Parallel solver for the three-dimensional Cartesian-grid-based time-dependent Schrodinger equation and its applications in laser-H2+ interaction studies

A parallelized three-dimensional Cartesian-grid-based time-dependent Schrodinger equation (TDSE) solver for molecules with a single electron, assuming the motion of the nucleus is frozen, is presented in this paper. An explicit stagger-time algorithm is employed for time integration of the TDSE, in which the real and imaginary parts of the wave function are defined at alternate times, while a cell-centered finite-volume method is utilized for spatial discretization of the TDSE on Cartesian grids. The TDSE solver is then parallelized using the domain decomposition method on distributed memory machines by applying a multilevel graph-partitioning technique.
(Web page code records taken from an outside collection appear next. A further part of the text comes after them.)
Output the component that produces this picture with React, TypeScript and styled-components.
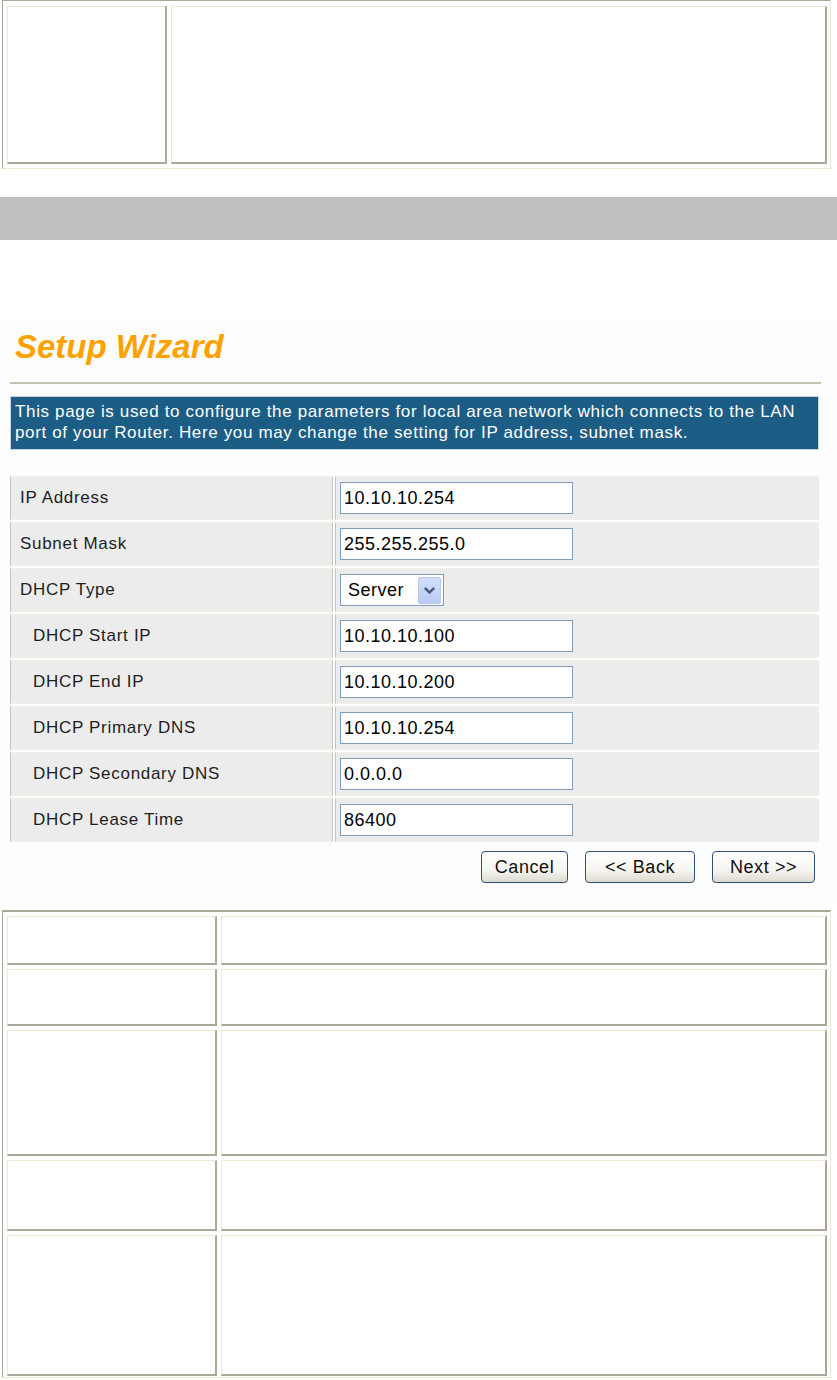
import React from "react";
import styled, { createGlobalStyle } from "styled-components";

const GlobalStyle = createGlobalStyle`
  html, body { margin: 0; padding: 0; background: #ffffff; }
  body { font-family: "Liberation Sans", Arial, sans-serif; }
  * { box-sizing: border-box; }
`;

const DARK = "#aca899";
const LIGHT = "#ebe8d6";

const Page = styled.div`
  width: 837px;
  display: flex;
  flex-direction: column;
`;

const DocTable = styled.div<{ $cols: string; $mt: number; $top: number }>`
  margin: ${(p) => p.$mt}px 6px 0 2px;
  display: grid;
  grid-template-columns: ${(p) => p.$cols};
  column-gap: 4px;
  row-gap: 4px;
  padding: ${(p) => (p.$top === 2 ? 4 : 5)}px 3px ${(p) => (p.$top === 2 ? 1 : 4)}px 4px;
  border-top: ${(p) => p.$top}px solid ${DARK};
  border-left: 1px solid ${DARK};
  border-right: 1px solid ${LIGHT};
  border-bottom: 1px solid ${LIGHT};
`;

const DocCell = styled.div<{ $h: number }>`
  height: ${(p) => p.$h}px;
  background: #ffffff;
  border-top: 1px solid ${LIGHT};
  border-left: 1px solid ${LIGHT};
  border-right: 2px solid ${DARK};
  border-bottom: 2px solid ${DARK};
`;

const GrayBand = styled.div`
  margin-top: 28px;
  height: 43px;
  background: #c0c0c0;
`;

const Shot = styled.section`
  margin-top: 82px;
  background: #fdfdfd;
  padding: 5px 18px 15px 10px;
  display: flex;
  flex-direction: column;
`;

const Title = styled.h1`
  margin: 0 0 0 5px;
  font-family: "Liberation Sans", Arial, sans-serif;
  font-size: 33px;
  line-height: 40px;
  font-weight: bold;
  font-style: italic;
  color: #ffa200;
`;

const Rule = styled.div`
  margin-top: 15px;
  margin-right: -2px;
  height: 2px;
  background: #c6c2b0;
`;

const Intro = styled.div`
  margin-top: 12px;
  height: 54px;
  background: #1c5d85;
  border: 1px solid #c9d3da;
  padding: 4px 0 0 4px;
  color: #ffffff;
  font-size: 17px;
  line-height: 21px;
  letter-spacing: 0.65px;
`;

const IntroLine = styled.div`
  white-space: nowrap;
`;

const FormGrid = styled.div`
  margin-top: 26px;
  display: grid;
  grid-template-columns: 323px 1fr;
  gap: 2px;
`;

const LabelCell = styled.div<{ $indent: boolean }>`
  height: 44px;
  background: #ececec;
  border-top: 1px solid #f3f1e6;
  border-left: 1px solid #c9c5b5;
  border-right: 1px solid #c9c5b5;
  border-bottom: 1px solid #f3f1e6;
  padding-left: ${(p) => (p.$indent ? 22 : 9)}px;
  display: flex;
  align-items: center;
  font-size: 17px;
  letter-spacing: 0.7px;
  color: #1e1e1e;
`;

const ValueCell = styled.div`
  height: 44px;
  background: #ececec;
  border-top: 1px solid #f3f1e6;
  border-left: 1px solid #c9c5b5;
  border-bottom: 1px solid #f3f1e6;
  padding-left: 4px;
  display: flex;
  align-items: center;
`;

const TextInput = styled.input`
  width: 233px;
  height: 32px;
  margin: 0;
  border: 1px solid #7f9db9;
  background: #ffffff;
  padding: 0 0 0 3px;
  font-family: "Liberation Sans", Arial, sans-serif;
  font-size: 18px;
  letter-spacing: 0.5px;
  color: #000000;
  outline: none;
`;

const SelectBox = styled.div`
  width: 104px;
  height: 32px;
  border: 1px solid #7f9db9;
  background: #ffffff;
  display: flex;
  align-items: center;
  justify-content: space-between;
  padding: 0 2px 0 7px;
  font-size: 18px;
  letter-spacing: 0.5px;
  color: #000000;
`;

const SelectArrow = styled.span`
  width: 23px;
  height: 27px;
  background: linear-gradient(#d3dffb, #b8cbf6);
  border: 1px solid #b4c8f2;
  border-radius: 2px;
  display: flex;
  align-items: center;
  justify-content: center;
`;

const ButtonRow = styled.div`
  margin-top: 9px;
  padding-right: 4px;
  display: flex;
  justify-content: flex-end;
  gap: 17px;
`;

const Button = styled.button<{ $w: number }>`
  width: ${(p) => p.$w}px;
  height: 32px;
  margin: 0;
  padding: 0;
  border: 1px solid #2d4f78;
  border-radius: 4px;
  background: linear-gradient(#ffffff 0%, #f6f5f0 60%, #dcdad0 100%);
  font-family: "Liberation Sans", Arial, sans-serif;
  font-size: 18px;
  letter-spacing: 0.6px;
  color: #111111;
`;

const rows: { label: string; value: string; indent: boolean; select?: boolean }[] = [
  { label: "IP Address", value: "10.10.10.254", indent: false },
  { label: "Subnet Mask", value: "255.255.255.0", indent: false },
  { label: "DHCP Type", value: "Server", indent: false, select: true },
  { label: "DHCP Start IP", value: "10.10.10.100", indent: true },
  { label: "DHCP End IP", value: "10.10.10.200", indent: true },
  { label: "DHCP Primary DNS", value: "10.10.10.254", indent: true },
  { label: "DHCP Secondary DNS", value: "0.0.0.0", indent: true },
  { label: "DHCP Lease Time", value: "86400", indent: true },
];

const bottomHeights = [49, 57, 126, 71, 141];

export default function App() {
  return (
    <Page>
      <GlobalStyle />
      <DocTable $cols="160px 1fr" $mt={0} $top={1}>
        <DocCell $h={158} />
        <DocCell $h={158} />
      </DocTable>

      <GrayBand />

      <Shot>
        <Title>Setup Wizard</Title>
        <Rule />
        <Intro>
          <IntroLine>
            This page is used to configure the parameters for local area network which connects to the LAN
          </IntroLine>
          <IntroLine>port of your Router. Here you may change the setting for IP address, subnet mask.</IntroLine>
        </Intro>
        <FormGrid>
          {rows.map((r) => (
            <React.Fragment key={r.label}>
              <LabelCell $indent={r.indent}>{r.label}</LabelCell>
              <ValueCell>
                {r.select ? (
                  <SelectBox>
                    <span>{r.value}</span>
                    <SelectArrow>
                      <svg width="13" height="9" viewBox="0 0 13 9">
                        <path d="M1.8 1.8 L6.5 6.5 L11.2 1.8" fill="none" stroke="#4a5e86" strokeWidth="2.6" />
                      </svg>
                    </SelectArrow>
                  </SelectBox>
                ) : (
                  <TextInput readOnly value={r.value} />
                )}
              </ValueCell>
            </React.Fragment>
          ))}
        </FormGrid>
        <ButtonRow>
          <Button $w={87}>Cancel</Button>
          <Button $w={110}>&lt;&lt; Back</Button>
          <Button $w={103}>Next &gt;&gt;</Button>
        </ButtonRow>
      </Shot>

      <DocTable $cols="210px 1fr" $mt={12} $top={2}>
        {bottomHeights.map((h, i) => (
          <React.Fragment key={i}>
            <DocCell $h={h} />
            <DocCell $h={h} />
          </React.Fragment>
        ))}
      </DocTable>
    </Page>
  );
}
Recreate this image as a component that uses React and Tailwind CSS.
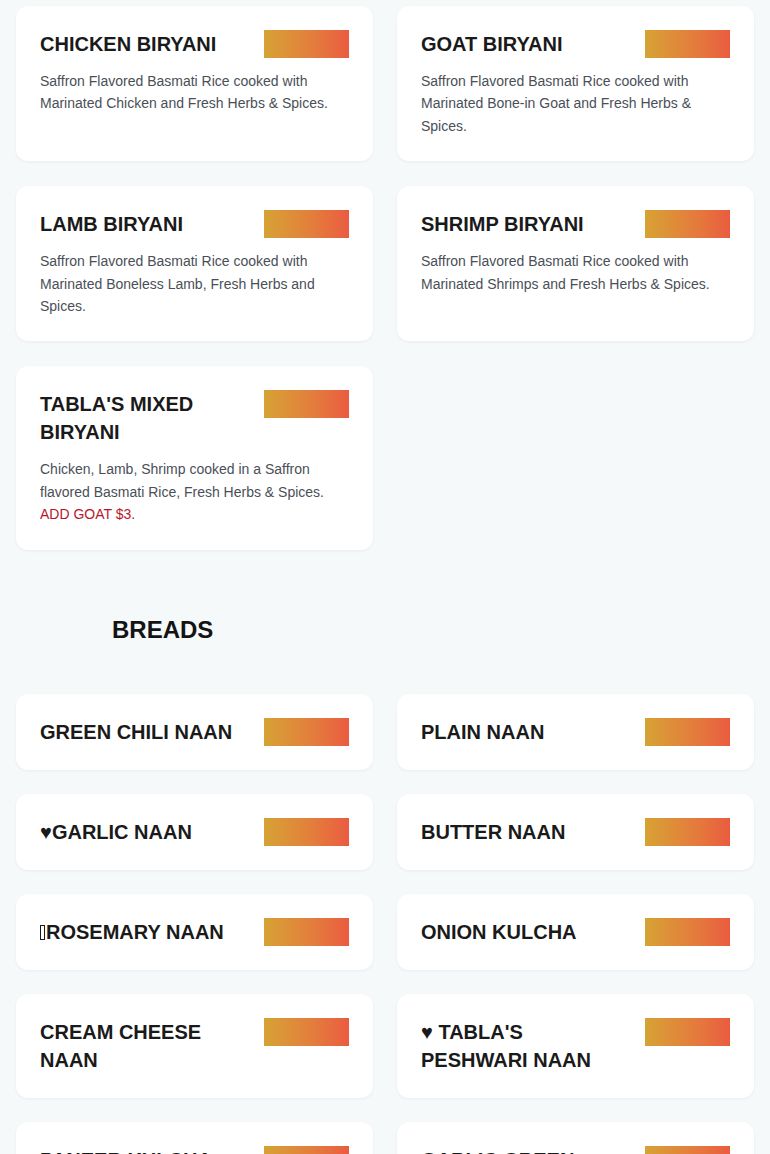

The solver is validated using a H-2(+) molecule system, both by observing the total electron probability and total energy conservation without laser interaction, and by comparing the ionization rates with previous two-dimensional axisymmetric simulation results with an aligned incident laser pulse. The parallel efficiency of this TDSE solver is presented and discussed; the parallel efficiency can be as high as 75% using 128 processors. Finally, examples of the temporal evolution of the probability distribution of laser incidence onto a H-2(+) molecule at inter-nuclear distance of 9 a.u. (chi=0 degrees and 90 degrees) and the spectral intensities of harmonic generation at internuclear distance of 2 a.u. (chi=0 degrees, 30 degrees, 60 degrees, and 90 degrees) are presented to demonstrate the powerful capability of the current TDSE solver. Future possible extensions of the present method are also outlined at the end of this paper.